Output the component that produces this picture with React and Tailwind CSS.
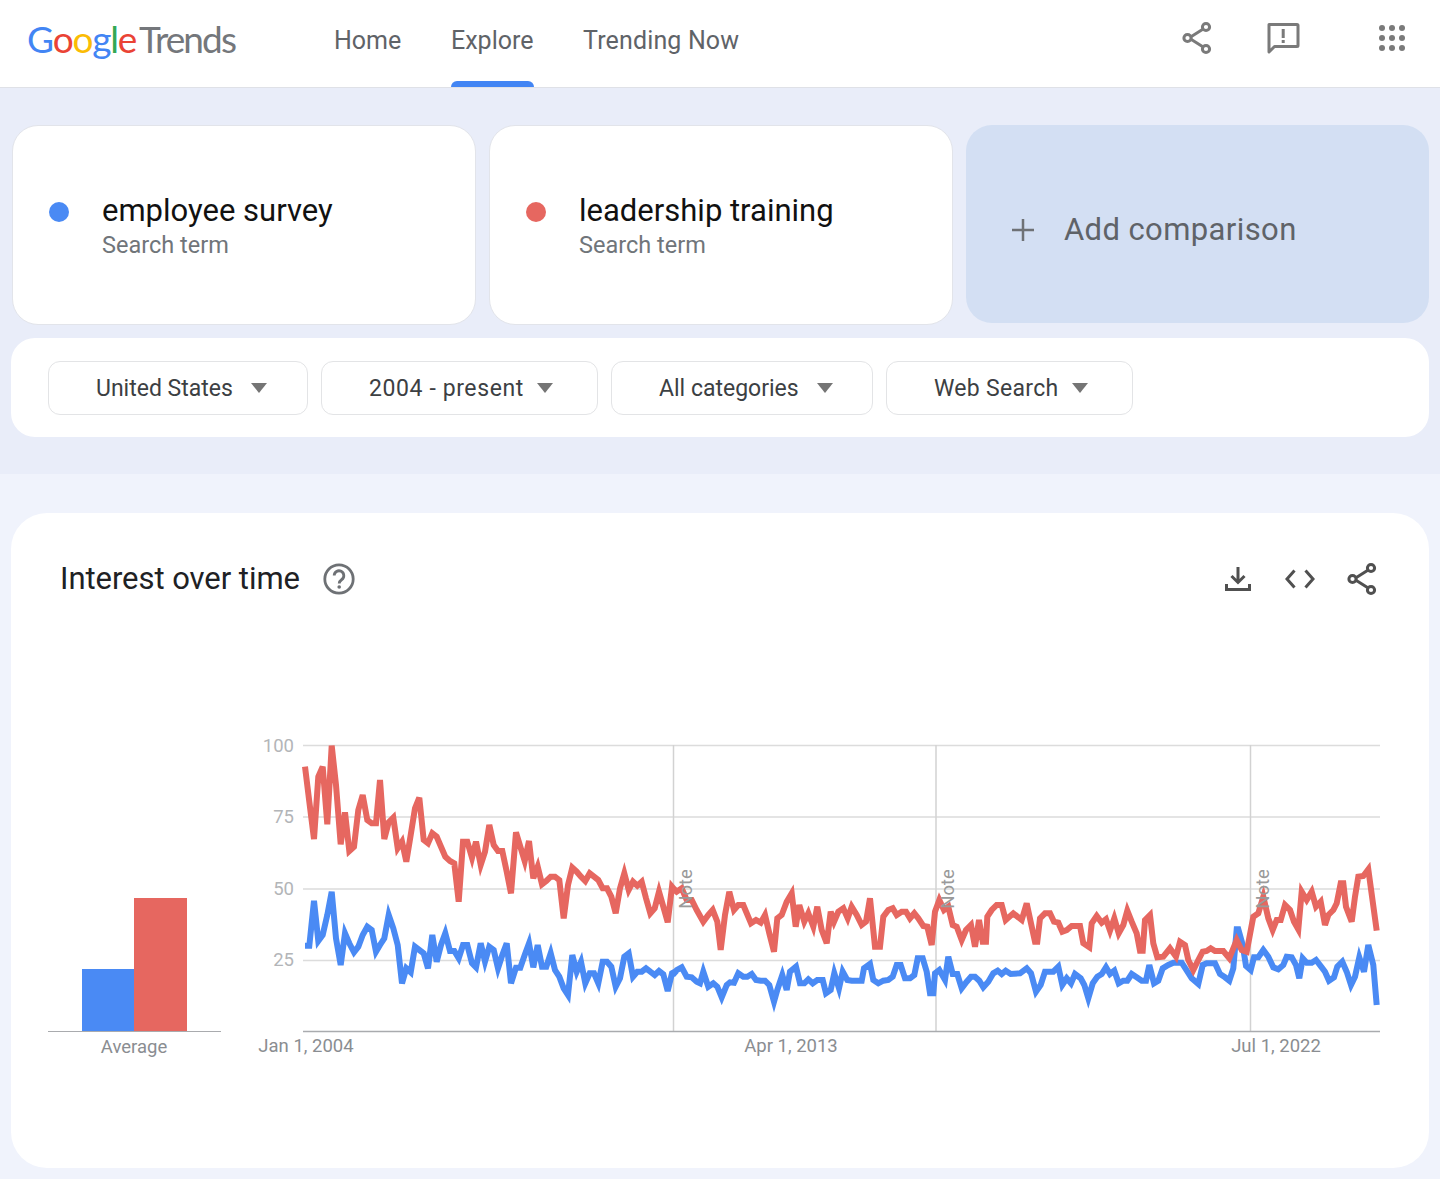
import React from 'react';

// chart traces, read off three crops of the graph (x0, y0 = crop origin, values are at 3x)
const toPoints = (x0, y0, list) => list.map(([x, y]) => `${(x0 + x / 3).toFixed(1)},${(y0 + y / 3).toFixed(1)}`);

const redA = [[45,95],[58,200],[72,312],[85,125],[98,95],[112,268],[125,32],[138,150],[152,328],[165,232],[178,348],[192,335],[205,225],[218,180],[232,255],[245,265],[258,265],[270,135],[283,312],[296,262],[310,248],[323,340],[336,320],[349,380],[362,300],[375,220],[388,188],[401,315],[414,325],[427,295],[440,305],[453,335],[466,365],[480,378],[493,385],[506,500],[519,320],[532,320],[546,368],[558,320],[572,390],[585,350],[598,270],[611,330],[624,348],[637,348],[650,410],[663,475],[678,292],[691,335],[704,378],[717,318],[730,430],[743,395],[756,448],[769,438],[782,425],[795,425],[808,435],[821,550],[834,450],[847,398],[860,410],[873,425],[886,438],[899,415],[912,425],[925,435],[938,460],[951,460],[964,485],[977,535],[990,460],[1003,415],[1016,465],[1029,440],[1042,452],[1055,440],[1068,490],[1081,535],[1094,520],[1107,470],[1120,515],[1133,562],[1146,455],[1159,470]];
const redB = [[5,110],[20,125],[35,115],[50,150],[65,150],[80,180],[100,215],[115,195],[128,180],[142,215],[152,300],[165,195],[178,125],[192,180],[205,165],[220,165],[243,220],[258,210],[272,218],[285,195],[298,250],[312,305],[322,205],[335,195],[350,155],[365,130],[377,230],[388,165],[403,215],[415,190],[430,230],[442,170],[455,240],[470,280],[482,185],[492,215],[505,185],[520,175],[533,205],[545,170],[560,195],[575,225],[588,215],[600,145],[615,290],[630,290],[640,200],[655,180],[668,175],[680,195],[695,185],[708,185],[720,205],[733,190],[745,205],[760,228],[772,230],[785,285],[795,185],[808,150],[822,180],[835,170],[848,225],[860,230],[875,270],[888,240],[903,225],[915,290],[927,210],[938,275],[948,275],[952,200],[965,180],[980,165],[995,165],[1007,210],[1030,190]];
const redC = [[5,210],[20,160],[33,220],[45,275],[52,275],[60,205],[75,190],[90,190],[102,215],[115,218],[127,245],[140,240],[155,228],[180,228],[190,280],[208,292],[215,220],[230,198],[245,218],[258,208],[270,242],[283,205],[296,250],[310,225],[322,182],[335,215],[350,250],[360,302],[368,302],[375,210],[390,195],[400,280],[412,322],[430,320],[450,295],[468,320],[480,275],[495,285],[505,330],[520,360],[535,330],[548,305],[560,303],[572,295],[585,303],[610,303],[628,325],[650,270],[665,300],[680,305],[700,200],[715,190],[730,140],[745,205],[758,240],[770,210],[782,210],[795,165],[810,180],[822,215],[835,238],[845,125],[860,150],[875,125],[888,170],[902,155],[915,225],[925,195],[940,180],[950,160],[962,100],[970,100],[978,170],[995,215],[1005,140],[1015,80],[1030,78],[1045,58],[1070,242]];

const blueA = [[45,632],[58,632],[72,497],[85,618],[98,600],[112,540],[125,470],[138,610],[152,690],[165,595],[178,625],[192,652],[205,635],[218,600],[232,575],[245,585],[258,650],[270,630],[283,610],[296,540],[310,580],[323,630],[336,745],[349,700],[362,712],[375,635],[388,645],[401,655],[414,700],[427,600],[440,680],[453,630],[466,595],[480,648],[493,648],[506,670],[519,630],[532,630],[546,685],[558,697],[572,625],[585,680],[598,635],[611,645],[624,700],[637,660],[650,625],[663,745],[678,698],[691,698],[704,660],[717,625],[730,697],[743,630],[756,695],[769,695],[782,655],[795,705],[808,725],[821,760],[834,780],[847,660],[860,710],[873,680],[886,745],[899,715],[912,715],[925,745],[938,680],[951,680],[964,695],[977,755],[990,730],[1003,665],[1016,655],[1029,725],[1042,710],[1055,710],[1068,700],[1081,710],[1094,720],[1107,708],[1120,718],[1133,768],[1146,715],[1159,708]];
const blueB = [[8,375],[20,360],[35,352],[50,380],[65,382],[80,395],[90,400],[100,365],[115,410],[130,400],[142,410],[155,442],[170,405],[180,397],[192,398],[205,370],[220,380],[232,380],[245,372],[258,390],[272,392],[285,392],[298,405],[312,455],[322,420],[337,375],[350,420],[360,365],[378,350],[390,400],[403,400],[415,388],[428,400],[442,390],[458,390],[468,430],[482,420],[493,370],[507,415],[518,365],[532,390],[545,392],[560,392],[575,392],[582,355],[600,342],[610,390],[625,400],[640,392],[655,390],[668,380],[680,345],[692,345],[705,385],[720,385],[733,375],[743,325],[758,325],[770,365],[780,430],[790,430],[795,370],[808,360],[825,390],[835,320],[848,372],[862,372],[875,415],[890,395],[903,380],[915,380],[928,392],[940,412],[955,395],[970,370],[983,362],[995,372],[1007,362],[1022,372]];
const blueC = [[0,370],[20,355],[33,370],[48,425],[62,405],[75,365],[100,365],[115,350],[127,405],[140,385],[153,400],[165,372],[182,385],[193,405],[205,445],[218,400],[232,380],[245,372],[258,352],[270,372],[283,362],[296,400],[310,392],[322,392],[335,372],[350,382],[365,392],[378,392],[388,345],[402,400],[415,392],[428,355],[445,345],[460,338],[485,338],[498,358],[515,385],[535,402],[548,345],[560,340],[585,340],[600,372],[615,382],[628,392],[640,355],[650,238],[655,238],[668,285],[678,348],[692,360],[702,322],[715,322],[730,300],[745,320],[760,352],[775,358],[790,345],[800,320],[815,322],[828,345],[838,385],[848,325],[860,338],[875,338],[888,330],[905,352],[915,365],[927,392],[942,382],[952,350],[967,335],[980,365],[993,405],[1005,380],[1018,322],[1032,365],[1045,285],[1060,345],[1070,465]];

const redLine = [...toPoints(290, 735, redA), ...toPoints(670, 850, redB), ...toPoints(1020, 850, redC)].join(' ');
const blueLine = [...toPoints(290, 735, blueA), ...toPoints(670, 850, blueB), ...toPoints(1020, 850, blueC)].join(' ');

const font = { fontFamily: 'Roboto, sans-serif' };

function ShareIcon({ className, color }) {
  return (
    <svg className={className} viewBox="0 0 30 34" fill="none" stroke={color} strokeWidth="3">
      <path d="M7 17 L22 7.5 M7 17 L22 26.5" />
      <circle cx="5.5" cy="17" r="3.6" fill="#fff" />
      <circle cx="24" cy="6" r="3.6" fill="#fff" />
      <circle cx="24" cy="28" r="3.6" fill="#fff" />
    </svg>
  );
}

function FilterSelect({ label, className }) {
  return (
    <button className={`flex h-[54px] items-center rounded-xl border border-[#e3e4e6] bg-white pl-[47px] text-[23px] text-[#3c4043] ${className}`}>
      <span className="mt-[3px]">{label}</span>
      <svg className="h-[10px] w-[16px]" viewBox="0 0 16 10"><path d="M0 0h16L8 10z" fill="#757575" /></svg>
    </button>
  );
}

function TermCard({ term, dot, className }) {
  return (
    <div className={`flex h-[200px] items-start rounded-[26px] border border-[#e2e4ea] bg-white pl-[36px] pt-[67px] ${className}`}>
      <span className={`mt-[9px] h-[20px] w-[20px] rounded-full ${dot}`} />
      <div className="ml-[33px]">
        <div className="text-[31px] leading-[36px] text-[#111]">{term}</div>
        <div className="mt-[2px] text-[23.5px] leading-[28px] text-[#70757a]">Search term</div>
      </div>
    </div>
  );
}

export default function App() {
  return (
    <div className="min-h-screen w-full bg-[#f0f3fc]" style={font}>
      {/* Top bar */}
      <header className="flex h-[88px] items-center border-b border-[#dfe1e7] bg-white pl-[27px]">
        <div className="mb-[10px] flex w-[307px] items-baseline text-[37px] leading-none tracking-[-1.25px]" style={{ fontFamily: 'Lato, sans-serif' }}>
          <span className="text-[#4285f4]">G</span>
          <span className="text-[#ea4335]">o</span>
          <span className="text-[#fbbc05]">o</span>
          <span className="text-[#4285f4]">g</span>
          <span className="text-[#34a853]">l</span>
          <span className="text-[#ea4335]">e</span>
          <span className="ml-[3px] tracking-[-1.9px] text-[#74777b]">Trends</span>
        </div>
        <nav className="mb-[6px] flex items-center text-[25px] text-[#5f6368]">
          <a className="w-[117px]">Home</a>
          <a className="relative w-[132px]">
            Explore
            <span className="absolute bottom-[-28px] left-0 h-[6px] w-[83px] rounded-t-md bg-[#4285f4]" />
          </a>
          <a className="tracking-[0.15px]">Trending Now</a>
        </nav>
        <div className="mb-[12px] ml-auto flex items-center pr-[34px]">
          <ShareIcon className="h-[34px] w-[30px]" color="#7a7a7a" />
          <svg className="ml-[54px] h-[34px] w-[34px]" viewBox="0 0 34 34" fill="none">
            <path d="M3 3.5h28a1 1 0 0 1 1 1v20a1 1 0 0 1-1 1H8.5L3 31z" stroke="#7a7a7a" strokeWidth="3" strokeLinejoin="round" />
            <path d="M15.7 9h3v9h-3zM15.7 20h3v3h-3z" fill="#7a7a7a" transform="translate(0 -1)" />
          </svg>
          <svg className="ml-[78px] h-[28px] w-[28px]" viewBox="0 0 28 28" fill="#7a7a7a">
            <circle cx="4" cy="4" r="3" /><circle cx="14" cy="4" r="3" /><circle cx="24" cy="4" r="3" />
            <circle cx="4" cy="14" r="3" /><circle cx="14" cy="14" r="3" /><circle cx="24" cy="14" r="3" />
            <circle cx="4" cy="24" r="3" /><circle cx="14" cy="24" r="3" /><circle cx="24" cy="24" r="3" />
          </svg>
        </div>
      </header>

      {/* Search terms and filters */}
      <section className="bg-[#e9edf9] px-[11px] pb-[37px] pt-[37px]">
        <div className="flex items-start">
          <TermCard term="employee survey" dot="bg-[#4a8af4]" className="ml-[1px] w-[464px]" />
          <TermCard term="leadership training" dot="bg-[#e66760]" className="ml-[13px] w-[464px]" />
          <div className="ml-[13px] flex h-[198px] w-[463px] items-center rounded-[26px] bg-[#d3dff3] pl-[45px] pt-[12px] text-[31px] tracking-[0.4px] text-[#5f6368]">
            <svg className="h-[24px] w-[24px]" viewBox="0 0 24 24" stroke="#6e7175" strokeWidth="2.5"><path d="M12 1v22M1 12h22" /></svg>
            <span className="ml-[29px]">Add comparison</span>
          </div>
        </div>
        <div className="mt-[13px] flex h-[99px] items-center rounded-[24px] bg-white pl-[37px]">
          <FilterSelect label="United States" className="w-[260px] gap-[18px]" />
          <FilterSelect label="2004 - present" className="ml-[13px] w-[277px] gap-[13px] tracking-[0.6px]" />
          <FilterSelect label="All categories" className="ml-[13px] w-[262px] gap-[18px]" />
          <FilterSelect label="Web Search" className="ml-[13px] w-[247px] gap-[13px] tracking-[0.3px]" />
        </div>
      </section>

      {/* Interest over time */}
      <section className="px-[11px] pb-[11px] pt-[39px]">
        <div className="h-[655px] rounded-[36px] bg-white">
          <div className="flex h-[132px] items-center pl-[49px] pr-[52px]">
            <h2 className="text-[31px] font-normal tracking-[-0.05px] text-[#202124]">Interest over time</h2>
            <svg className="ml-[23px] h-[32px] w-[32px]" viewBox="0 0 32 32" fill="none">
              <circle cx="16" cy="16" r="14.2" stroke="#6e7175" strokeWidth="2.8" />
              <path d="M11.2 12.6a4.8 4.8 0 1 1 7.6 3.9c-1.6 1.2-2.6 2-2.6 4" stroke="#6e7175" strokeWidth="2.8" />
              <circle cx="16.2" cy="24" r="1.8" fill="#6e7175" />
            </svg>
            <div className="ml-auto flex items-center">
              <svg className="h-[26px] w-[26px]" viewBox="0 0 26 26" fill="none" stroke="#505050" strokeWidth="3">
                <path d="M13 1v15M6.5 10l6.5 6.5 6.5-6.5M1.5 18v5.5h23V18" />
              </svg>
              <svg className="ml-[34px] h-[20px] w-[30px]" viewBox="0 0 30 20" fill="none" stroke="#505050" strokeWidth="3">
                <path d="M9.5 1.5L2 10l7.5 8.5M20.5 1.5L28 10l-7.5 8.5" />
              </svg>
              <ShareIcon className="ml-[32px] h-[34px] w-[30px]" color="#505050" />
            </div>
          </div>

          <div className="flex items-start pl-[37px]">
            {/* Average bars */}
            <div className="mt-[254px] w-[173px]">
              <div className="flex h-[133px] items-end border-b border-[#a9abae] pl-[34px]">
                <div className="h-[62px] w-[52px] bg-[#4a8af4]" />
                <div className="h-[133px] w-[53px] bg-[#e66760]" />
              </div>
              <div className="mt-[2px] pr-[1px] text-center text-[18.5px] leading-[26px] text-[#8a8d91]">Average</div>
            </div>

            {/* Line chart, viewBox is in page coordinates */}
            <svg className="ml-[37px] mt-[90px] shrink-0" width="1122" height="330" viewBox="258 735 1122 330" style={font}>
              <g stroke="#dcdcdc" strokeWidth="1.5">
                <path d="M303 745.5H1380M303 817H1380M303 889H1380M303 960.5H1380" />
                <path d="M673.5 745V1031M936 745V1031M1250.5 745V1031" stroke="#d2d2d2" />
              </g>
              <path d="M303 1031.5H1380" stroke="#a9abae" strokeWidth="1.5" />
              <clipPath id="plot"><rect x="296" y="745" width="1090" height="290" /></clipPath>
              <g clipPath="url(#plot)" fill="none" strokeWidth="6">
                <polyline points={blueLine} stroke="#4a8af4" />
                <polyline points={redLine} stroke="#e66760" />
              </g>
              <g fontSize="18.5" fill="#b3b5b8" textAnchor="end">
                <text x="294" y="752">100</text>
                <text x="294" y="823">75</text>
                <text x="294" y="895">50</text>
                <text x="294" y="966">25</text>
              </g>
              <g fontSize="18.5" fill="#8a8d91" textAnchor="middle">
                <text x="306" y="1052">Jan 1, 2004</text>
                <text x="791" y="1052">Apr 1, 2013</text>
                <text x="1276" y="1052">Jul 1, 2022</text>
              </g>
              <g fontSize="18.5" fill="#9a9a9a" textAnchor="middle">
                <text transform="translate(692 889) rotate(-90)">Note</text>
                <text transform="translate(954 889) rotate(-90)">Note</text>
                <text transform="translate(1269 889) rotate(-90)">Note</text>
              </g>
            </svg>
          </div>
        </div>
      </section>
    </div>
  );
}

:::

# DO THIS
Copy each line of the listing that holds the word "React".

# FULL RESPONSE
Output the component that produces this picture with React and Tailwind CSS.
import React from 'react';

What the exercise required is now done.